Lawrence Alexander Paul (July 23, 1934 – May 28, 2014) was a Chief of Millbrook First Nation in Nova Scotia, Canada. First elected a band councillor in 1974, he became chief in 1984 and served continuously in that position until 2012. He has been widely recognized for his leadership which transformed the Millbrook First Nation into a significant economic force in central Nova Scotia.

==Life and career==
He was born in Saint John, New Brunswick, one of 14 children. At the age of one he moved with his family to the Shubenacadie Indian Reserve, Nova Scotia now, Indian Brook Indian Reserve No. 14, near Shubenacadie, Nova Scotia.

As a young man he served in the Canadian Army and later worked variously in fisheries enforcement, in auto body repair, in construction, as a bookkeeper, and as an economic development officer. He was elected councilor in 1974, serving for four years, and was elected to council again in 1980. In 1984 he ran successfully for Chief of the Millbrook Band at a time when the band was $4 million in debt. Within 2 years, the debt had been eliminated and a new program of economic development had begun.

Paul had determined that the success of the band would be based on its inherent strengths and by working within the prevailing economic and governing structures of the day. Notably, in 2009, he brought the Band onto the board of the regional economic development group, CORDA. In the early 2000s, under his leadership the Band obtained a federal grant and provincial support to build a highway interchange that connected the Millbrook Reserve to Nova Scotia Highway 102, thus opening up the potential of the site for further economic development. The Truro Power Centre was built beside the interchange and the Band now leases the site to aboriginal and non-aboriginal tenants including Tim Hortons, A&W, a Super 8 Motel, and Sobeys/Empire (Studio 7 Cinema). An onshore aquaculture facility that raises Arctic Char is also located on the site as a Band-owned operation. A new housing development was also created nearby. On other Band-owned sites in Nova Scotia, Millbrook First Nation also made significant band and partnered investments under his tenure as Chief, including a new building to house a General Dynamics helicopter support facility on its Cole Harbour Reserve, a wind energy project, and a planned deep-water port in Melford, Nova Scotia. At Sheet Harbour and Joggins, it has developed wharf facilities and maintains small fishing fleets.

Lawrence Paul, who had won 14 consecutive two-year terms as chief, was defeated in the 2012 Band Council election by long-time councillor Robert Gloade. Prior to the election, Paul had briefly contemplated running for chief of the Indian Brook and ultimately ran there after his defeat in Millbrook. However, he was defeated by band councillor Rufus Copage.

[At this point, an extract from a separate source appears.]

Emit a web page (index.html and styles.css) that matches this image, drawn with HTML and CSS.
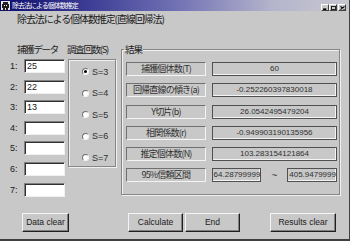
FILE: index.html
```html
<!DOCTYPE html>
<html lang="ja">
<head>
    <meta charset="UTF-8">
    <title>除去法による個体数推定</title>
    <link rel="stylesheet" href="styles.css">
</head>
<body>
    <div class="window">
        <div class="titlebar">
            <svg class="app-icon" width="9" height="9" viewBox="0 0 9 9">
                <rect x="0" y="0" width="9" height="9" fill="#e8e8e8"/>
                <path d="M2 1h5v2H2zM1 3h7v4H1zM2 7h2v2H2zM5 7h2v2H5z" fill="#202020"/>
                <path d="M3 4h1v1H3zM5 4h1v1H5z" fill="#ffffff"/>
            </svg>
            <span class="title">除去法による個体数推定</span>
            <div class="controls">
                <span class="ctl"><svg width="6" height="5" viewBox="0 0 6 5"><rect x="0" y="3" width="4" height="2" fill="#000"/></svg></span>
                <span class="ctl"><svg width="6" height="5" viewBox="0 0 6 5"><rect x="0.5" y="0.5" width="5" height="4" fill="none" stroke="#000"/></svg></span>
                <span class="ctl ctl-close"><svg width="6" height="5" viewBox="0 0 6 5"><path d="M0.5 0.5L5.5 4.5M5.5 0.5L0.5 4.5" stroke="#000" stroke-width="1.3"/></svg></span>
            </div>
        </div>

        <h1 class="heading">除去法による個体数推定(直線回帰法)</h1>

        <div class="panels">
            <div class="data-col">
                <div class="col-head">捕獲データ</div>
                <div class="data-rows">
                    <div class="data-row"><span class="num">1:</span><input class="field" type="text" value="25"></div>
                    <div class="data-row"><span class="num">2:</span><input class="field" type="text" value="22"></div>
                    <div class="data-row"><span class="num">3:</span><input class="field" type="text" value="13"></div>
                    <div class="data-row"><span class="num">4:</span><input class="field" type="text" value=""></div>
                    <div class="data-row"><span class="num">5:</span><input class="field" type="text" value=""></div>
                    <div class="data-row"><span class="num">6:</span><input class="field" type="text" value=""></div>
                    <div class="data-row"><span class="num">7:</span><input class="field" type="text" value=""></div>
                </div>
            </div>

            <div class="count-col">
                <div class="col-head">調査回数(S)</div>
                <div class="radio-box">
                    <div class="radio"><span class="dot checked"></span>S=3</div>
                    <div class="radio"><span class="dot"></span>S=4</div>
                    <div class="radio"><span class="dot"></span>S=5</div>
                    <div class="radio"><span class="dot"></span>S=6</div>
                    <div class="radio"><span class="dot"></span>S=7</div>
                </div>
            </div>

            <fieldset class="results">
                <legend>結果</legend>
                <div class="res-row"><span class="res-label">捕獲個体数(T)</span><span class="res-value">60</span></div>
                <div class="res-row"><span class="res-label">回帰直線の傾き(a)</span><span class="res-value">-0.252260397830018</span></div>
                <div class="res-row"><span class="res-label">Y切片(b)</span><span class="res-value">26.0542495479204</span></div>
                <div class="res-row"><span class="res-label">相関係数(r)</span><span class="res-value">-0.949903190135956</span></div>
                <div class="res-row"><span class="res-label">推定個体数(N)</span><span class="res-value">103.283154121864</span></div>
                <div class="res-row">
                    <span class="res-label">95%信頼区間</span>
                    <span class="res-value ci">64.28799999</span>
                    <span class="tilde">~</span>
                    <span class="res-value ci">405.9479999</span>
                </div>
            </fieldset>
        </div>

        <div class="buttons">
            <button type="button" class="btn btn-data">Data clear</button>
            <button type="button" class="btn btn-calc">Calculate</button>
            <button type="button" class="btn btn-end">End</button>
            <button type="button" class="btn btn-results">Results clear</button>
        </div>
    </div>
</body>
</html>
```

FILE: styles.css
```css
body {
    margin: 0;
    font-family: "Noto Sans CJK JP", sans-serif;
    color: #000;
}
.window {
    width: 350px;
    height: 241px;
    box-sizing: border-box;
    background-color: #c8c8c8;
    border-right: 1px solid #404040;
    border-bottom: 2px solid #404040;
    overflow: hidden;
}
.titlebar {
    height: 11px;
    display: flex;
    align-items: center;
    background: linear-gradient(90deg, #0c0c6c 0%, #3c3c94 25%, #7070b4 50%, #b4b4cc 78%, #c8c8d0 100%);
}
.app-icon {
    margin-left: 1px;
    flex: none;
}
.title {
    margin-left: 2px;
    color: #fff;
    font-size: 7px;
    line-height: 11px;
    letter-spacing: -1px;
}
.controls {
    margin-left: auto;
    margin-right: 3px;
    margin-top: 4px;
    display: flex;
}
.ctl {
    width: 8px;
    height: 7px;
    box-sizing: border-box;
    background-color: #c8c8c8;
    border: 1px solid;
    border-color: #fff #404040 #404040 #fff;
    display: flex;
    align-items: center;
    justify-content: center;
}
.ctl svg {
    width: 5px;
    height: 4px;
}
.ctl-close {
    margin-left: 1px;
}
.heading {
    margin: 1px 0 0 17px;
    font-size: 10px;
    font-weight: normal;
    line-height: 13px;
    letter-spacing: -1.1px;
    color: #202020;
}
.panels {
    display: flex;
    align-items: flex-start;
    margin-top: 18px;
    padding-left: 10px;
}
.col-head {
    font-size: 9.5px;
    line-height: 12px;
    height: 12px;
    letter-spacing: -1.3px;
    margin-bottom: 4px;
    white-space: nowrap;
    color: #202020;
}
.data-col .col-head {
    margin-left: 7px;
}
.data-rows {
    display: flex;
    flex-direction: column;
    gap: 6.6px;
}
.data-row {
    display: flex;
    align-items: center;
}
.num {
    width: 14px;
    font-family: "Liberation Sans", sans-serif;
    font-size: 9px;
    color: #202020;
}
.field {
    width: 41px;
    height: 14px;
    box-sizing: border-box;
    margin: 0;
    padding: 0 0 0 2px;
    background-color: #fff;
    border: 1px solid;
    border-color: #808080 #f0f0f0 #f0f0f0 #808080;
    box-shadow: inset 1px 1px 0 #303030;
    font-family: "Liberation Sans", sans-serif;
    font-size: 9px;
    color: #202020;
    outline: none;
}
.count-col {
    margin-left: 2px;
}
.radio-box {
    width: 48px;
    box-sizing: border-box;
    margin-left: 1px;
    padding: 1px 0 0 13px;
    height: 108px;
    border: 1px solid #868686;
    box-shadow: 1px 1px 0 #f0f0f0, inset 1px 1px 0 #f0f0f0;
}
.radio {
    display: flex;
    align-items: center;
    height: 21.5px;
    font-family: "Liberation Sans", sans-serif;
    font-size: 9px;
    color: #303030;
}
.dot {
    width: 7px;
    height: 7px;
    box-sizing: border-box;
    border-radius: 50%;
    border: 1px solid;
    border-color: #707070 #f4f4f4 #f4f4f4 #707070;
    background-color: #fff;
    margin-right: 3px;
    display: flex;
    align-items: center;
    justify-content: center;
}
.dot.checked::after {
    content: "";
    width: 3px;
    height: 3px;
    border-radius: 50%;
    background-color: #000;
}
.results {
    margin: 0 0 0 5px;
    padding: 7px 2px 12px 4px;
    min-inline-size: 0;
    width: 219px;
    box-sizing: border-box;
    border: 1px solid #868686;
    box-shadow: 1px 1px 0 #f0f0f0, inset 1px 1px 0 #f0f0f0;
    display: flex;
    flex-direction: column;
    gap: 7.3px;
}
.results legend {
    font-size: 9.5px;
    line-height: 12px;
    letter-spacing: -1px;
    padding: 0 1px;
    margin-left: -2px;
    color: #202020;
}
.res-row {
    display: flex;
    align-items: center;
    height: 14px;
}
.res-label {
    width: 80px;
    height: 14px;
    box-sizing: border-box;
    border: 1px solid;
    border-color: #707070 #f4f4f4 #f4f4f4 #707070;
    font-size: 9px;
    line-height: 12px;
    letter-spacing: -0.8px;
    text-align: center;
    color: #303030;
    white-space: nowrap;
}
.res-value {
    width: 125px;
    height: 14px;
    box-sizing: border-box;
    margin-left: 6px;
    border: 1px solid #505050;
    box-shadow: inset -1px -1px 0 #f4f4f4;
    font-family: "Liberation Sans", sans-serif;
    font-size: 8px;
    line-height: 12px;
    text-align: center;
    color: #303030;
}
.res-value.ci {
    width: 50px;
    text-align: left;
    padding-left: 1px;
}
.tilde {
    width: 26px;
    text-align: center;
    font-family: "Liberation Sans", sans-serif;
    font-size: 10px;
    color: #404040;
}
.tilde + .ci {
    margin-left: 0;
}
.buttons {
    display: flex;
    margin-top: 16px;
    padding-left: 22px;
}
.btn {
    height: 19px;
    margin: 0;
    padding: 0;
    background-color: #c8c8c8;
    border: 1px solid;
    border-color: #f4f4f4 #202020 #202020 #f4f4f4;
    box-shadow: inset -1px -1px 0 #808080;
    font-family: "Liberation Sans", sans-serif;
    font-size: 8.5px;
    color: #202020;
}
.btn-data {
    width: 47px;
}
.btn-calc {
    width: 55px;
    margin-left: 59px;
}
.btn-end {
    width: 55px;
    margin-left: 2px;
}
.btn-results {
    width: 66px;
    margin-left: 30px;
}
```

He continued to mentor members of Band Council until his death in May 2014.

==Recognition==
In recognition of his efforts on behalf of Millbrook First Nation, Lawrence Paul has received numerous awards and honours, including the Individual Economic Developer of the Year Award by EDO, the Canadian Aboriginal Economic Development Officers (CANDO) in 2004. and an Honorary doctor of Laws from Saint Marys University.

==Personal life==
He has been married three times. He had seven children, Terry Paul, Sharon Touchie, Jack Paul, Cindy Paul, Shawn Paul, Lance Paul and Chantelle Larocque. Shawn died as a young man. His brother is the writer and historian Daniel N. Paul.